Abstract

Rockfalls are ubiquitous diffuse hazard in mountain regions, cliffs, and cutslopes, with the potential of causing victims and severely damaging buildings and infrastructures. A vast majority of detached rock masses break up when impacting the ground, generating multiple trajectories of rock fragments. In this paper, we present the quantitative risk analysis (QRA) of fragmental rockfalls. Fragmentation in rockfalls requires the redefinition of the probability of reach and the evaluation of the effect of multiple rock blocks trajectories on the exposure. An example of QRA was carried out at the Monasterio de Piedra, Spain, using RockGIS, a rockfall propagation model that takes fragmentation into account (Matas et al. Landslides 14:1565–1578, 2017). The results show that fragmentation has a significant but contrasting effect in the calculation of risk. The risk is reduced if the slope where blocks propagate is sufficiently long and gentle. The reason for this is that, compared to the unfragmented rock masses, the new fragments generated travel shorter distances with lesser kinetic energy.
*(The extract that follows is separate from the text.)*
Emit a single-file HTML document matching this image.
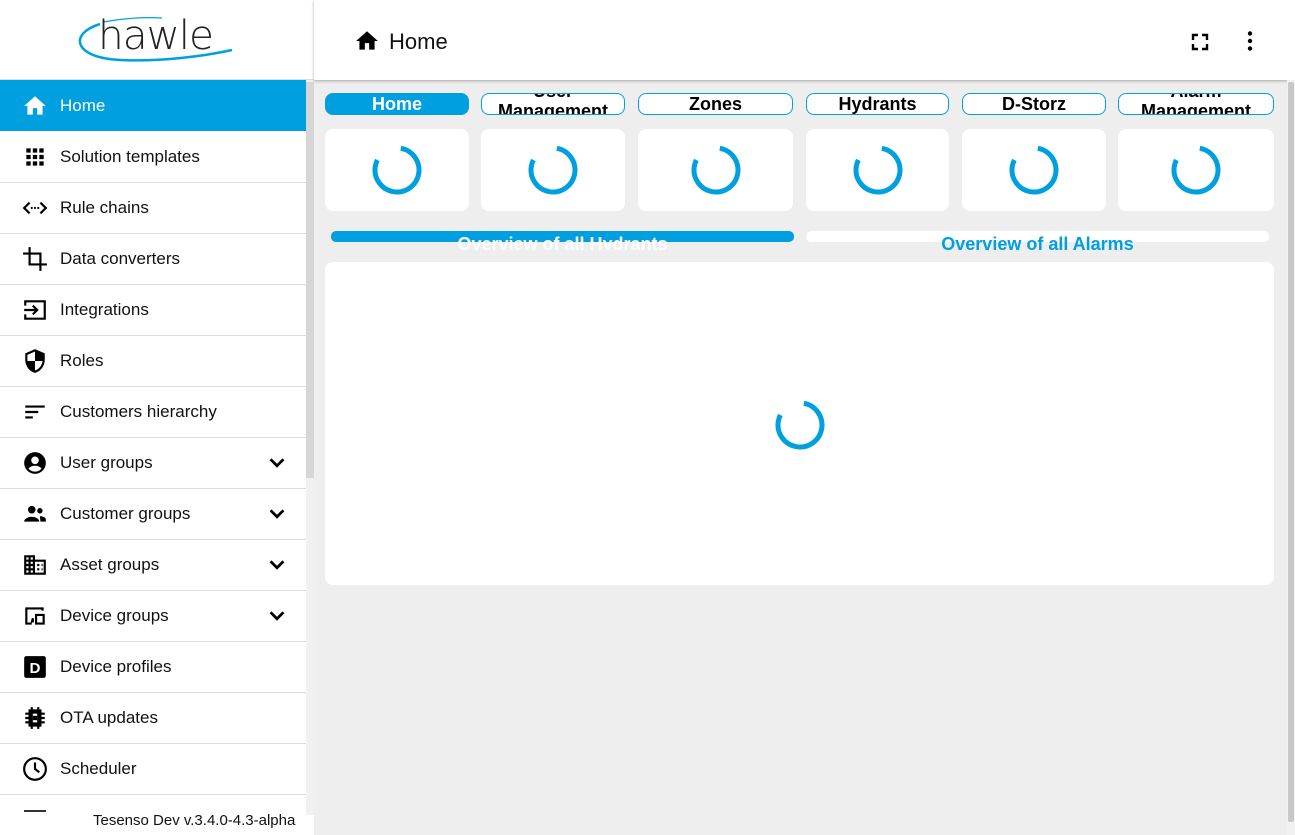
<!DOCTYPE html>
<html><head><meta charset="utf-8"><style>
*{box-sizing:border-box;margin:0;padding:0}
body{width:1295px;height:835px;overflow:hidden;font-family:"Liberation Sans",sans-serif;background:#eee;position:relative}
.side{position:absolute;left:0;top:0;width:314px;height:835px;background:#fff}
.logo{height:80px;border-bottom:1px solid #ddd;position:relative}
.item{position:absolute;left:0;width:306px;height:51px;border-bottom:1px solid #ddd;display:flex;align-items:center;font-size:17px;color:#111}
.item svg{position:absolute;left:22px;width:26px;height:26px}
.item span{position:absolute;left:60px}
.item .ch{left:266px;width:22px;height:22px}
.sb{position:absolute;left:306px;top:80px;width:8px;height:735px;background:#f1f1f1}
.thumb{position:absolute;left:306px;top:82px;width:8px;height:396px;background:#d6d6d6}
.top{position:absolute;left:314px;top:0;width:981px;height:80px;background:#fff;box-shadow:0 1px 3px rgba(0,0,0,.3)}
.tab{position:absolute;top:93px;height:22px;border:1px solid #009fdf;border-radius:8px;background:#fff;font-weight:bold;font-size:18px;text-align:center;line-height:20px;overflow:hidden;color:#000}
.card{position:absolute;top:129px;height:82px;background:#fff;border-radius:8px}
.spin{position:absolute;width:50px;height:50px;left:50%;top:50%;margin:-25px 0 0 -25px}
</style></head><body>
<div class="side">
 <div class="logo">
  <svg width="314" height="80" viewBox="0 0 314 80">
   <path d="M100 24 C68 34 74 58 120 60 C160 62 205 56 232 50" fill="none" stroke="#009fdf" stroke-width="2.5"/>
   <path d="M103 22 C125 18 145 17 162 18" fill="none" stroke="#009fdf" stroke-width="1.2"/>
   <text x="98" y="49" font-family="DejaVu Sans" font-size="40" font-weight="200" fill="#222" letter-spacing="-1" textLength="115" lengthAdjust="spacingAndGlyphs">hawle</text>
  </svg>
 </div>
 <div class="item" style="top:80px;background:#009fdf;color:#fff;border:none"><svg viewBox="0 0 24 24"><path d="M10 20v-6h4v6h5v-8h3L12 3 2 12h3v8z" fill="#fff"/></svg><span>Home</span></div>
 <div class="item" style="top:132px"><svg viewBox="0 0 24 24"><path d="M4 4h4v4H4zm6 0h4v4h-4zm6 0h4v4h-4zM4 10h4v4H4zm6 0h4v4h-4zm6 0h4v4h-4zM4 16h4v4H4zm6 0h4v4h-4zm6 0h4v4h-4z"/></svg><span>Solution templates</span></div>
 <div class="item" style="top:183px"><svg viewBox="0 0 24 24"><path d="M7 7l-5 5 5 5M17 7l5 5-5 5" fill="none" stroke="#000" stroke-width="2"/><circle cx="9" cy="12" r="1"/><circle cx="12" cy="12" r="1"/><circle cx="15" cy="12" r="1"/></svg><span>Rule chains</span></div>
 <div class="item" style="top:234px"><svg viewBox="0 0 24 24"><path d="M7 1v16h16M1 7h16v16" fill="none" stroke="#000" stroke-width="2"/></svg><span>Data converters</span></div>
 <div class="item" style="top:285px"><svg viewBox="0 0 24 24"><path d="M3 8V4h18v16H3v-4M2 12h12M10 8l4 4-4 4" fill="none" stroke="#000" stroke-width="2"/></svg><span>Integrations</span></div>
 <div class="item" style="top:336px"><svg viewBox="0 0 24 24"><path d="M12 1L3 5v6c0 5.5 3.8 10.7 9 12 5.2-1.3 9-6.5 9-12V5zm0 11h7c-.5 4-3.3 7.6-7 8.8V12H5V6.3l7-3.1z"/></svg><span>Roles</span></div>
 <div class="item" style="top:387px"><svg viewBox="0 0 24 24"><path d="M3 6h18v2H3zm0 5h12v2H3zm0 5h7v2H3z"/></svg><span>Customers hierarchy</span></div>
 <div class="item" style="top:438px"><svg viewBox="0 0 24 24"><path d="M12 2a10 10 0 100 20 10 10 0 000-20zm0 4a3.5 3.5 0 110 7 3.5 3.5 0 010-7zm0 14a8 8 0 01-6-2.8c.8-1.8 4-2.7 6-2.7s5.2.9 6 2.7A8 8 0 0112 20z"/></svg><span>User groups</span><svg class="ch" viewBox="0 0 24 24"><path d="M5 8l7 7 7-7" fill="none" stroke="#000" stroke-width="3"/></svg></div>
 <div class="item" style="top:489px"><svg viewBox="0 0 24 24"><circle cx="9" cy="8" r="3.5"/><circle cx="16.5" cy="9" r="2.5"/><path d="M2 19c0-3 4.5-4.5 7-4.5s7 1.5 7 4.5zm14.5-5c2 0 5.5 1 5.5 3v2h-5c0-2-.5-3.5-.5-5z"/></svg><span>Customer groups</span><svg class="ch" viewBox="0 0 24 24"><path d="M5 8l7 7 7-7" fill="none" stroke="#000" stroke-width="3"/></svg></div>
 <div class="item" style="top:540px"><svg viewBox="0 0 24 24"><path d="M2 21V3h10v4h10v14zm2-2h2v-2H4zm0-4h2v-2H4zm0-4h2V9H4zm0-4h2V5H4zm4 12h2v-2H8zm0-4h2v-2H8zm0-4h2V9H8zm0-4h2V5H8zm4 12h8V9h-8zm2-8h2v2h-2zm0 4h2v2h-2zm4-4h1v2h-1zm0 4h1v2h-1z"/></svg><span>Asset groups</span><svg class="ch" viewBox="0 0 24 24"><path d="M5 8l7 7 7-7" fill="none" stroke="#000" stroke-width="3"/></svg></div>
 <div class="item" style="top:591px"><svg viewBox="0 0 24 24"><path d="M3 4h17v3h-2V6H5v12h4v2H3zm9 6h9v10h-9zm2 2v6h5v-6zm-5 2h2v4H8z"/></svg><span>Device groups</span><svg class="ch" viewBox="0 0 24 24"><path d="M5 8l7 7 7-7" fill="none" stroke="#000" stroke-width="3"/></svg></div>
 <div class="item" style="top:642px"><svg viewBox="0 0 24 24"><rect x="2" y="2" width="20" height="20" rx="2"/><text x="12" y="17.5" font-size="14" font-weight="bold" fill="#fff" text-anchor="middle" font-family="Liberation Sans">D</text></svg><span>Device profiles</span></div>
 <div class="item" style="top:693px"><svg viewBox="0 0 24 24"><path d="M7 5h10v14H7zM9 7v10h6V7zM3 8h4M3 12h4M3 16h4M17 8h4M17 12h4M17 16h4M9 2v3M15 2v3M9 19v3M15 19v3" fill="none" stroke="#000" stroke-width="2"/><rect x="10" y="10" width="4" height="4"/></svg><span>OTA updates</span></div>
 <div class="item" style="top:744px"><svg viewBox="0 0 24 24"><circle cx="12" cy="12" r="10" fill="none" stroke="#000" stroke-width="2"/><path d="M12 6v6l4 3" fill="none" stroke="#000" stroke-width="2"/></svg><span>Scheduler</span></div>
 <div style="position:absolute;left:24px;top:810px;width:22px;height:2px;background:#333"></div>
 <div style="position:absolute;left:0;top:814px;width:306px;height:21px;background:#fff"></div>
 <div style="position:absolute;left:93px;top:812px;font-size:15px;color:#111">Tesenso Dev v.3.4.0-4.3-alpha</div>
</div>
<div class="sb"></div><div class="thumb"></div>
<div class="top">
 <svg style="position:absolute;left:40px;top:28px" width="26" height="26" viewBox="0 0 24 24"><path d="M10 20v-6h4v6h5v-8h3L12 3 2 12h3v8z"/></svg>
 <div style="position:absolute;left:75px;top:29px;font-size:22px;color:#111">Home</div>
 <svg style="position:absolute;left:874px;top:30px" width="24" height="24" viewBox="0 0 24 24"><path d="M5 10V5h5M14 5h5v5M19 14v5h-5M10 19H5v-5" fill="none" stroke="#000" stroke-width="2.4"/></svg>
 <svg style="position:absolute;left:924px;top:29px" width="24" height="24" viewBox="0 0 24 24"><circle cx="12" cy="4.5" r="2.2"/><circle cx="12" cy="12" r="2.2"/><circle cx="12" cy="19.5" r="2.2"/></svg>
</div>
<div style="position:absolute;left:1287px;top:80px;width:8px;height:755px;background:#f1f1f1"></div>
<div style="position:absolute;left:1288px;top:82px;width:6px;height:740px;background:#c8c8c8;border-radius:2px"></div>
<div class="tab" style="left:325px;width:144px;background:#009fdf;color:#fff">Home</div>
<div class="tab" style="left:481px;width:144px;line-height:20px"><div style="margin-top:-13px">User<br>Management</div></div>
<div class="tab" style="left:638px;width:155px">Zones</div>
<div class="tab" style="left:806px;width:143px">Hydrants</div>
<div class="tab" style="left:962px;width:144px">D-Storz</div>
<div class="tab" style="left:1118px;width:156px;line-height:20px"><div style="margin-top:-13px">Alarm<br>Management</div></div>
<svg width="0" height="0" style="position:absolute"><defs><g id="sp"><circle cx="25" cy="25" r="22" fill="none" stroke="#009fdf" stroke-width="5" stroke-dasharray="110 200" transform="rotate(-80 25 25)"/></g></defs></svg>
<div class="card" style="left:325px;width:144px"><svg class="spin"><use href="#sp"/></svg></div>
<div class="card" style="left:481px;width:144px"><svg class="spin"><use href="#sp"/></svg></div>
<div class="card" style="left:638px;width:155px"><svg class="spin"><use href="#sp"/></svg></div>
<div class="card" style="left:806px;width:143px"><svg class="spin"><use href="#sp"/></svg></div>
<div class="card" style="left:962px;width:144px"><svg class="spin"><use href="#sp"/></svg></div>
<div class="card" style="left:1118px;width:156px"><svg class="spin"><use href="#sp"/></svg></div>
<div style="position:absolute;left:331px;top:231px;width:463px;height:11px;background:#009fdf;border-radius:5px"></div>
<div style="position:absolute;left:806px;top:231px;width:463px;height:11px;background:#fff;border-radius:5px"></div>
<div style="position:absolute;left:331px;top:231px;width:463px;height:19px;overflow:hidden;text-align:center;font-weight:bold;font-size:18px;color:#fff;padding-top:3px">Overview of all Hydrants</div>
<div style="position:absolute;left:806px;top:231px;width:463px;height:19px;overflow:hidden;text-align:center;font-weight:bold;font-size:18px;color:#009fdf;padding-top:3px">Overview of all Alarms</div>
<div style="position:absolute;left:325px;top:262px;width:949px;height:323px;background:#fff;border-radius:8px"><svg class="spin" style="margin-top:-24px"><use href="#sp"/></svg></div>
</body></html>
The effect disappears in case of large rockfalls. Conversely, the risk increases if the rock fragments propagate over steep slopes. The reason is that few blocks stop along the way while the generation of a cone of fragments increases the exposure. Our simulations also show that assuming a continuous flow of visitors or segregating the flow in groups of different number of people has only a minor influence on the results. Finally, we observed that the capability of the protection barriers to stop rockfalls of up to a few tens of cubic meters increases with fragmentation.